How Extractors Make Unstructured Data Instantly Valuable ohalo
From Document Chaos to Data You Can Use ohalo

- Type: Events
- Date: 24/07/2025
- Author: Kyle DuPont
- Tags: Data Governance, AI Readiness, Data Classification
70–90% of enterprise knowledge lives in documents you can’t query.
What if you could flip that into clean, usable, structured data, right where the files already live?
Unstructured data such as documents, PDFs, images, and content scattered across SharePoint, network drives, Box, and Google Drive make up the majority of your enterprise data. According to Gartner, it’s estimated to be 70–90% of all enterprise content.
But here’s the problem:
You can’t search it. You can’t analyze it. And you definitely can’t automate workflows with it.

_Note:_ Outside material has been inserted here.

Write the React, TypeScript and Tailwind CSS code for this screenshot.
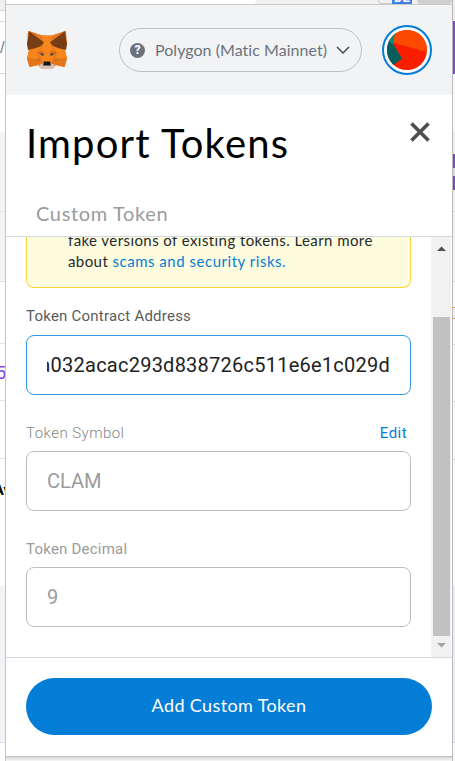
import type { ReactNode } from "react";

function Fox() {
  return (
    <svg width="42" height="40" viewBox="0 0 42 40" className="block">
      <path d="M2 1 16 5.5H26L40 1 41 14 39 20 41 28.5 38.5 37 30 35 26 39H16L12 35 3.5 37 1 28.5 3 20 1 14Z" fill="#e8771f" />
      <path d="M16 5.5H26L25 16 29 24 25 32H17L13 24 17 16Z" fill="#f7861c" />
      <path d="M3 20 1 28.5H13L11 23 17 15 10 17ZM39 20 41 28.5H29L31 23 25 15 32 17Z" fill="#f6851b" />
      <path d="M3 1 16 10 18 12.5 15 16 10 18 2 20 1 14 2 9ZM39 1 26 10 24 12.5 27 16 32 18 40 20 41 14 40 9Z" fill="#763d16" />
      <path d="M3 1 16 5.5 17.5 12ZM39 1 26 5.5 24.5 12Z" fill="#e8791d" />
      <path d="M1 28.5H13L12 35 3.5 37ZM41 28.5H29L30 35 38.5 37Z" fill="#e4751f" />
      <path d="M10.5 22.5 17 21 18.5 24 17 26ZM31.5 22.5 25 21 23.5 24 25 26Z" fill="#d5691c" />
      <path d="M10 29H14L13 33.5ZM32 29H28L29 33.5Z" fill="#d76a1b" />
      <path d="M13.5 23.6 17.5 23.8 17.8 25.6 15.5 25.4ZM28.5 23.6 24.5 23.8 24.2 25.6 26.5 25.4Z" fill="#3f4850" />
      <path d="M13 35 18 33H24L29 35 26 39H16Z" fill="#d7c1b3" />
      <path d="M18 31.5H24L25 35.5H17Z" fill="#161616" />
    </svg>
  );
}

function Avatar() {
  return (
    <svg width="50" height="50" viewBox="0 0 50 50" className="ml-5 block">
      <defs>
        <clipPath id="face"><circle cx="25" cy="25" r="20" /></clipPath>
      </defs>
      <circle cx="25" cy="25" r="24" fill="#f8fafc" stroke="#037dd6" strokeWidth="2" />
      <g clipPath="url(#face)">
        <rect width="50" height="50" fill="#fa1e00" />
        <path d="M10 0H50V28.5L11 17.5Z" fill="#fc4b01" />
        <path d="M0 10 10 17 20 33.5 12 39.5 0 45Z" fill="#045e5b" />
        <path d="M4 14 13 8 11 20 8 17.500Z" fill="#078c7c" />
      </g>
    </svg>
  );
}

function Row({ label, tone, children, edit }: { label: string; tone: string; children: ReactNode; edit?: boolean }) {
  return (
    <div className="h-[116px]">
      <div className={`flex h-[38px] items-center justify-between pr-[4px] font-[Roboto] text-[15px] ${tone}`}>
        <span>{label}</span>
        {edit && <span className="font-normal tracking-[0.45px] text-[#037dd6]">Edit</span>}
      </div>
      {children}
    </div>
  );
}

function LeftStrip() {
  return (
    <div className="flex h-[761px] w-[6px] shrink-0 flex-col overflow-hidden border-r border-[#c4c5c7] bg-white">
      <div className="h-[11px] shrink-0 border-b border-[#d5d5d8] bg-[#f0f0f1]" />
      <div className="h-[11px] shrink-0 border-b border-[#d9dae1]" />
      <div className="flex h-[52px] shrink-0 items-center border-b border-[#d9dae1] font-['Liberation_Sans'] text-[17px] text-[#73849b]">/</div>
      <div className="h-[58px] shrink-0" />
      <div className="h-[80px] shrink-0 border-b border-[#e4e5eb] bg-[#f3f4f6]" />
      <div className="h-[70px] shrink-0 border-b border-[#dedfe5] bg-[#f3f4f6]" />
      <div className="h-[62px] shrink-0 border-b border-[#e2e3e8]" />
      <div className="flex h-[57px] shrink-0 items-center justify-end border-b border-[#e2e3e8] font-[Roboto] text-[18px] text-[#8247e5]"><span className="-mr-px">5</span></div>
      <div className="h-[58px] shrink-0 border-b border-[#e2e3e8]" />
      <div className="flex h-[63px] shrink-0 items-center justify-center font-[Roboto] text-[15px] font-bold text-black">Av</div>
      <div className="h-[64px] shrink-0" />
      <div className="h-[157px] shrink-0 border-b border-[#dcdeea] bg-[#f2f3f6]" />
    </div>
  );
}

function RightStrip() {
  return (
    <div className="flex h-[761px] w-[3px] shrink-0 flex-col overflow-hidden border-l border-[#b9babc] bg-[#fafafa]">
      <div className="h-[21px] shrink-0 bg-[#eeeeef]" />
      <div className="h-[53px] shrink-0 bg-[#7847cf]" />
      <div className="h-[58px] shrink-0" />
      <div className="h-[22px] shrink-0 bg-[#eeeeef]" />
      <div className="h-[14px] shrink-0 bg-[#7847cf]" />
      <div className="h-[8px] shrink-0 bg-[#d6d6dd]" />
      <div className="h-[14px] shrink-0 bg-[#7847cf]" />
      <div className="h-[22px] shrink-0 border-b border-[#dcdde2] bg-[#f3f3f4]" />
      <div className="h-[70px] shrink-0 border-b border-[#dcdde2] bg-[#f3f3f4]" />
      <div className="h-[25px] shrink-0" />
      <div className="h-[12px] shrink-0 border-y border-[#d39a3a] bg-[#eeeeef]" />
      <div className="h-[26px] shrink-0 border-b border-[#dcdde2]" />
      <div className="h-[57px] shrink-0 border-b border-[#dcdde2]" />
      <div className="h-[58px] shrink-0 border-b border-[#dcdde2]" />
      <div className="h-[126px] shrink-0" />
      <div className="h-[157px] shrink-0 border-b border-[#d9dae5] bg-[#ebecf0]" />
    </div>
  );
}

export default function App() {
  return (
    <div className="flex h-[761px] w-[455px] overflow-hidden bg-[#f7f7f8] font-[Lato,sans-serif]">
      <LeftStrip />
      <div className="flex w-[446px] shrink-0 flex-col">
        <div className="flex h-[5px] shrink-0 overflow-hidden border-b border-[#c9c9ca] bg-[#f0f0f1]">
          <div className="h-[4px] w-[250px] rounded-br-[4px] bg-white" />
          <div className="ml-[122px] h-[4px] w-[14px] rounded-bl-[4px] border-b border-l border-[#ccc]" />
          <div className="flex h-[4px] w-[20px] shrink-0 items-end justify-center overflow-hidden bg-[#3f7ee8] font-[Roboto] text-[13px] leading-[13px] font-bold text-white">DE</div>
          <div className="ml-[5px] h-[4px] w-[35px] rounded-b-[4px] bg-[#d0d0d0]" />
        </div>

        <header className="flex h-[90px] shrink-0 items-center bg-[#f2f3f4] pl-5">
          <div className="w-[93px]"><Fox /></div>
          <div className="flex h-[44px] w-[243px] items-center rounded-full border border-[#bbc0c5] pl-[10px] text-[#6a737d]">
            <div className="flex size-[15px] items-center justify-center rounded-full bg-[#6a737d] font-[Roboto] text-[12px] font-black text-[#f2f3f4]">?</div>
            <span className="ml-[10px] w-[173px] text-[16px] tracking-[0.04px] whitespace-nowrap">Polygon (Matic Mainnet)</span>
            <svg width="14" height="9" viewBox="0 0 14 9" className="ml-[8px]"><path d="m1 1 6 6 6-6" fill="none" stroke="#454a50" strokeWidth="1.5" /></svg>
          </div>
          <Avatar />
        </header>

        <div className="flex h-[142px] shrink-0 flex-col border-b border-[#d2d8dd] bg-white">
          <div className="flex h-[97px] justify-between pr-[22px] pl-5">
            <h1 className="mt-[22px] text-[40px] leading-[52px] tracking-[1.15px] text-black">Import Tokens</h1>
            <svg width="20" height="20" viewBox="0 0 20 20" className="mt-[27px]"><path d="m1.5 1.500 17 17m0-17-17 17" stroke="#4d4d4d" strokeWidth="3.6" /></svg>
          </div>
          <div className="pl-[30px] text-[20px] leading-[42px] tracking-[0.65px] text-[#9b9b9b]">Custom Token</div>
        </div>

        <div className="flex h-[420px] shrink-0 overflow-hidden bg-white">
          <div className="w-[425px] pr-5 pl-5">
            <div className="flex h-[51px] flex-col justify-end overflow-hidden rounded-b-[8px] border-x border-b border-[#ffd33d] bg-[#fefcde] pb-[15px] pl-[41px] text-[15px] leading-[21px] tracking-[0.42px] whitespace-nowrap text-[#24292e]">
              <p>fake versions of existing tokens. Learn more</p>
              <p>about <span className="tracking-[0.52px] text-[#037dd6]">scams and security risks.</span></p>
            </div>
            <div className="pt-[9px]">
              <Row label="Token Contract Address" tone="tracking-[0.22px] text-[#5b5b5b]">
                <div className="h-[60px] rounded-[8px] border border-[#2f9ae0] px-5">
                  <div className="flex h-full justify-end overflow-hidden font-[Roboto] text-[20px] leading-[58px] tracking-[0.24px] whitespace-nowrap text-[#222]">a032acac293d838726c511e6e1c029d</div>
                </div>
              </Row>
              <Row label="Token Symbol" tone="pt-[2px] font-light tracking-[0.45px] text-[#858585]" edit>
                <div className="h-[60px] rounded-[8px] border border-[#bbc0c5] px-[20px] font-[Roboto] text-[20px] leading-[58px] text-[#9b9b9b]">CLAM</div>
              </Row>
              <Row label="Token Decimal" tone="pt-[2px] tracking-[0.22px] text-[#9b9b9b]">
                <div className="h-[60px] rounded-[8px] border border-[#bbc0c5] px-[20px] font-[Roboto] text-[20px] leading-[58px] text-[#9b9b9b]">9</div>
              </Row>
            </div>
          </div>
          <div className="flex w-[20px] flex-col items-center bg-[#f1f1f1]">
            <svg width="20" height="80" viewBox="0 0 20 80"><path d="M6 14 10.5 9.500 15 14Z" fill="#505050" /></svg>
            <div className="ml-[1px] h-[319px] w-[17px] bg-[#c1c1c1]" />
            <svg width="20" height="21" viewBox="0 0 20 21"><path d="M6 7 10.5 11.500 15 7Z" fill="#a3a3a3" /></svg>
          </div>
        </div>

        <footer className="flex h-[99px] shrink-0 border-t border-[#d2d8dd] bg-white px-5 pt-5">
          <button className="h-[57px] w-[406px] rounded-full bg-[#037dd6] pb-[2px] text-[18px] tracking-[0.38px] text-white">Add Custom Token</button>
        </footer>
        <div className="h-[5px] shrink-0 border-t border-[#bfc0c2] bg-linear-to-b from-[#d8d8d9] to-[#f7f7f8]" />
      </div>
      <RightStrip />
    </div>
  );
}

That’s where Data X-Ray’s Extractors come in.
loading...

Before Extractors: The Cost of Doing Nothing
When it comes to documents, the “do nothing” path looks like this:

You’re either relying heavily on manual review or building expensive pipelines that move sensitive files around just to get insights.

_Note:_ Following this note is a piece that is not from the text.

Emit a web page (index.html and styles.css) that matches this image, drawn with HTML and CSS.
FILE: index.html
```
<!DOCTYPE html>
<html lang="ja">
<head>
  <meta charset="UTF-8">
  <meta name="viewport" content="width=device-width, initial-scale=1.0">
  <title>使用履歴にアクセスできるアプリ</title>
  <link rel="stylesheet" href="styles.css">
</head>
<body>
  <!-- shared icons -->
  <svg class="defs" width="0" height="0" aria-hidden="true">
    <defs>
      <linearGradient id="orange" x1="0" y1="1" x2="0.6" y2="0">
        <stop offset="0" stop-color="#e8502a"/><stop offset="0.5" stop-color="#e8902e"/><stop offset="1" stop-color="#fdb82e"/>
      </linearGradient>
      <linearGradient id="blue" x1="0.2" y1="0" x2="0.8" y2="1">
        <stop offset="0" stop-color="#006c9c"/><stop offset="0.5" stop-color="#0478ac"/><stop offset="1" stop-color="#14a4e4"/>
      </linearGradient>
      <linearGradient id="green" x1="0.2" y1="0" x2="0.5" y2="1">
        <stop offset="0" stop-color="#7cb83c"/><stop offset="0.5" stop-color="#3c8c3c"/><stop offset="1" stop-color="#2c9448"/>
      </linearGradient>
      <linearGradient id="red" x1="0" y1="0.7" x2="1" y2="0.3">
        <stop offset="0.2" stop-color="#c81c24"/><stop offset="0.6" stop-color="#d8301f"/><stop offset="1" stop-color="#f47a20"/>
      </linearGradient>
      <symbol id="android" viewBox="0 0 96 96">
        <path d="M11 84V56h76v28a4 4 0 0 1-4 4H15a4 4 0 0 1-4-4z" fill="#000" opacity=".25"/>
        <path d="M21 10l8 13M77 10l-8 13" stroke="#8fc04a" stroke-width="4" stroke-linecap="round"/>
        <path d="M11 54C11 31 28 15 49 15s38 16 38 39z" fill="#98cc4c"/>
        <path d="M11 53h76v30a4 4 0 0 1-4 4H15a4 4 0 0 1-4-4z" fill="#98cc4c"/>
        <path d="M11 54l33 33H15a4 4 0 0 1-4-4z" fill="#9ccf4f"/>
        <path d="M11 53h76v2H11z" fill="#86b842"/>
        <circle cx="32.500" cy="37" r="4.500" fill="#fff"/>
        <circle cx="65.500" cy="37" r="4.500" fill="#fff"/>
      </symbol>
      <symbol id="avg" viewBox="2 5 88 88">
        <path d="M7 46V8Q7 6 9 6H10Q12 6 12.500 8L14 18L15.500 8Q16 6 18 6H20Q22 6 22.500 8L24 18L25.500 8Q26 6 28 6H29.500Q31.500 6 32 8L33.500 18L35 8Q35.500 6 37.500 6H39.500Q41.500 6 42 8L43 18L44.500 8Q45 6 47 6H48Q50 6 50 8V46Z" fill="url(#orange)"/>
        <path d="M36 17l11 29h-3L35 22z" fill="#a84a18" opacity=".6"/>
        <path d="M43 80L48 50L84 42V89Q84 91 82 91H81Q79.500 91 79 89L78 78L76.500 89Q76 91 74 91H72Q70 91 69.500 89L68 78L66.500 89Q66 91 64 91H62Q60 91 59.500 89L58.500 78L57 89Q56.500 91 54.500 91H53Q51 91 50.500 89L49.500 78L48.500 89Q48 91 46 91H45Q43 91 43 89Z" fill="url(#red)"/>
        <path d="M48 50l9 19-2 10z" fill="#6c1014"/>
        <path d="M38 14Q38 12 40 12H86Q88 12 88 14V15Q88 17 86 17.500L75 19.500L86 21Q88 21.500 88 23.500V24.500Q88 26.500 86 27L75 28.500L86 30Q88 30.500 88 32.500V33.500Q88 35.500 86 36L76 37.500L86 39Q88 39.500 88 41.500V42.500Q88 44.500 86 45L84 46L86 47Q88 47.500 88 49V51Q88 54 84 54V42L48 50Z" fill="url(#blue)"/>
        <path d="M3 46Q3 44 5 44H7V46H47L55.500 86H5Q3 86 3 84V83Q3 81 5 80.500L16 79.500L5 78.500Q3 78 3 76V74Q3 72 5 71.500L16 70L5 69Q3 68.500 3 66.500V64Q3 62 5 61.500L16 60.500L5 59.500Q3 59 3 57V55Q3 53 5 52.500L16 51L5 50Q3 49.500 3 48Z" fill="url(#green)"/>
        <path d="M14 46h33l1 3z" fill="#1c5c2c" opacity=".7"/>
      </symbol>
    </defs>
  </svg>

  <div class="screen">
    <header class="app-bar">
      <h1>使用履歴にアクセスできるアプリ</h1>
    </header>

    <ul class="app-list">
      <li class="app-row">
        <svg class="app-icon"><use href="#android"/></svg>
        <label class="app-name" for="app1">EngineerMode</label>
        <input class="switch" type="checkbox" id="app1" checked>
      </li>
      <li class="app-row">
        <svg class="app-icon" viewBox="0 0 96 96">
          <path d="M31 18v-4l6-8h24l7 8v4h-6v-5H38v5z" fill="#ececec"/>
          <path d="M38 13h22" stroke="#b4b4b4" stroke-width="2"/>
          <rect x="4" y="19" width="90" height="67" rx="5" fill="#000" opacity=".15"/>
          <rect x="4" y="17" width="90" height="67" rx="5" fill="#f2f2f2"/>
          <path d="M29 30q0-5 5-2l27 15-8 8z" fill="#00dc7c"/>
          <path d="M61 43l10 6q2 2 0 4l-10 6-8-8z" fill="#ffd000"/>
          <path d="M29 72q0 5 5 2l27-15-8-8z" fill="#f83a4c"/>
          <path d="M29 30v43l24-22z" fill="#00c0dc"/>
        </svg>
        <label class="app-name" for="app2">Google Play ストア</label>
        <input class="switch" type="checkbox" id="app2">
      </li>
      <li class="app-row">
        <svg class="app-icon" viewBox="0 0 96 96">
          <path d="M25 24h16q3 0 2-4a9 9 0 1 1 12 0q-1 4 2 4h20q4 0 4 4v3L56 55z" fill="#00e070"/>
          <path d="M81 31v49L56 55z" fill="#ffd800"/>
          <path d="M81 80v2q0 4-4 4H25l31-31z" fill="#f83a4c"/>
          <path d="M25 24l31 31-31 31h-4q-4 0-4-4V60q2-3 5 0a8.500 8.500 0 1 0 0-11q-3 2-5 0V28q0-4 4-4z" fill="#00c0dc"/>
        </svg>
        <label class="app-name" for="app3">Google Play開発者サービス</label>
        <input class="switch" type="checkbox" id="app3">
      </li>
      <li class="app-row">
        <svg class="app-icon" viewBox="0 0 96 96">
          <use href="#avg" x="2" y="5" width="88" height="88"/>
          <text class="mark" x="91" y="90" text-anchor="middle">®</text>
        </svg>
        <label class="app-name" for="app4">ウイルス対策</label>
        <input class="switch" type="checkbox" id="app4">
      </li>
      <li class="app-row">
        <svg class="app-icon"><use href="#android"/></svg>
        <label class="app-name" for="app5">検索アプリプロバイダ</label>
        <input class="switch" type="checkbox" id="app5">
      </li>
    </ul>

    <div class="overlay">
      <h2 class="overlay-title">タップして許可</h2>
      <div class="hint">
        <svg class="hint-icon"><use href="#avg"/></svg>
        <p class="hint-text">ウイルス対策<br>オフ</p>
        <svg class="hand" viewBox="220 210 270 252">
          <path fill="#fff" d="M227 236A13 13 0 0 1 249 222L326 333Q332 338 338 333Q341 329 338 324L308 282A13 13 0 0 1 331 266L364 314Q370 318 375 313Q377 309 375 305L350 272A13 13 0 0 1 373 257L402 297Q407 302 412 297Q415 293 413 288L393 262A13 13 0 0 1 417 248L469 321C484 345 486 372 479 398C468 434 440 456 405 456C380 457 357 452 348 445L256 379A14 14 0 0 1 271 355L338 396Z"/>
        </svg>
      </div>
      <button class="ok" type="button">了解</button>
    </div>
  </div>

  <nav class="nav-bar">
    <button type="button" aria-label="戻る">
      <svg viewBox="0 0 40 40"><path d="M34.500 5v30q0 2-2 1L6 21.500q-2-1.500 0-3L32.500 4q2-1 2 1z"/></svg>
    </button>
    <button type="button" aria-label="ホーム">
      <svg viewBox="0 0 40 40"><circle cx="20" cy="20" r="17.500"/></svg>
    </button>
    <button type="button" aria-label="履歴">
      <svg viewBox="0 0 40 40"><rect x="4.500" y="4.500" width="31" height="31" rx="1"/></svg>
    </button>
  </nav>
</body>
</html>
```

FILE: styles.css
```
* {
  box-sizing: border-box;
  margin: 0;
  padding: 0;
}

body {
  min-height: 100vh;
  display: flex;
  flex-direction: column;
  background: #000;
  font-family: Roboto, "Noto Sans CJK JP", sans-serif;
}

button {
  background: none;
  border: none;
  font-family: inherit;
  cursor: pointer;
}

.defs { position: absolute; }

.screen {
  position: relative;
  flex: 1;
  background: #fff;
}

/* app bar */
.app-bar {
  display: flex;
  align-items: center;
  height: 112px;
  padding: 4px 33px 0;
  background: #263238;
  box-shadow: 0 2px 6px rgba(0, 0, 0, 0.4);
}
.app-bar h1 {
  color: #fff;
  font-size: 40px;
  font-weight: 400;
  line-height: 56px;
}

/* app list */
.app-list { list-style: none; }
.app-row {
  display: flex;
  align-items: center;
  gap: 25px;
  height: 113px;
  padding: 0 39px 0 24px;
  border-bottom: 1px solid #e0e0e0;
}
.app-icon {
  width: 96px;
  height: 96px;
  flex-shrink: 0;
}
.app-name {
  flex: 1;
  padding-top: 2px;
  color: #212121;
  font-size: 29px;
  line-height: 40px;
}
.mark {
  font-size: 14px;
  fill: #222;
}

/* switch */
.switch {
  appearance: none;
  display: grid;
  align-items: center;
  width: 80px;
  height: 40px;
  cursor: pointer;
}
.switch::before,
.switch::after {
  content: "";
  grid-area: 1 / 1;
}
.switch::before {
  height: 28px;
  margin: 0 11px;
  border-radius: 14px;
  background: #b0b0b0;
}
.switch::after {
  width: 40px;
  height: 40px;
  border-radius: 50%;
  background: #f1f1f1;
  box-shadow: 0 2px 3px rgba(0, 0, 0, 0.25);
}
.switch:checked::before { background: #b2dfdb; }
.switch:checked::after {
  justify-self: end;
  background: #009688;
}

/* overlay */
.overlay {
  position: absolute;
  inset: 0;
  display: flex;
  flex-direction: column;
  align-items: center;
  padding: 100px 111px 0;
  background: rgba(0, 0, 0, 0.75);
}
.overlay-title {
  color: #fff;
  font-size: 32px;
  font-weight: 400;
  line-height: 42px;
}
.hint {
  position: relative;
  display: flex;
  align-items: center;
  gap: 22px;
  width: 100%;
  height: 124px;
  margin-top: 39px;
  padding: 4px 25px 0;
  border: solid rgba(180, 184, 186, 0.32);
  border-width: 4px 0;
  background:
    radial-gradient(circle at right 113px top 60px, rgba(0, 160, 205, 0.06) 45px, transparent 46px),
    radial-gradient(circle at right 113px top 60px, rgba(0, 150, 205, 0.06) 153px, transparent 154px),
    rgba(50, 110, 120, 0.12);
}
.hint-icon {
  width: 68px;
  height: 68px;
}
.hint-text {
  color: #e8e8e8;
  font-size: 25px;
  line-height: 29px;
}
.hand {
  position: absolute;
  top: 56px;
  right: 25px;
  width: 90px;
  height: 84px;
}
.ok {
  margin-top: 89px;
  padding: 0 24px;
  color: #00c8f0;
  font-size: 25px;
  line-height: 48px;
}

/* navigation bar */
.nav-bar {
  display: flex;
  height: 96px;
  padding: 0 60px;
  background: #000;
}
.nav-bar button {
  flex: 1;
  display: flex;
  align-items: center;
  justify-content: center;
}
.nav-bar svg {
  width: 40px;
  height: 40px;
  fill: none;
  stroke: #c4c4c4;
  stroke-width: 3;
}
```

The New Play: Treat Your Documents Like a Database
Forget centralizing or replatforming. Extractors let you ask questions of your documents and instantly get back structured answers:
Risk clauses from 10,000 contracts
Counterparties and durations from lease agreements
Customer IDs from invoice folders
Executive summaries from buried audit reports
That’s exactly what Data X-Ray Extractors let you do.
Using a simple in-app interface, you can define what to extract like dates, names, clauses, or tags, and run it directly on your content in situ.
Live Demo Example: From Credit Reports to Clean JSON
In the webinar, we showed how to extract key metadata from a credit risk report without moving a file:
Document: Credit_Assessment_FN1234.docx
Fields Extracted:
Report Date: 2023-10-15
Company Name: AlphaTech
Credit Score: 745
Revenue: 15M
Risk Summary: “Consistent revenue growth and effective cost management”
And it doesn’t stop there. The output is structured as searchable metadata, usable in workflows, analytics tools, or data catalogs like Collibra .
The Big Advantage: In Situ Extraction
Unlike traditional ETL or manual work, extractors:
Run directly on your SharePoint, Box, or Drive content
Require no replatforming, no pipelines, no engineer dependency
Respect existing entitlements (so access stays governed)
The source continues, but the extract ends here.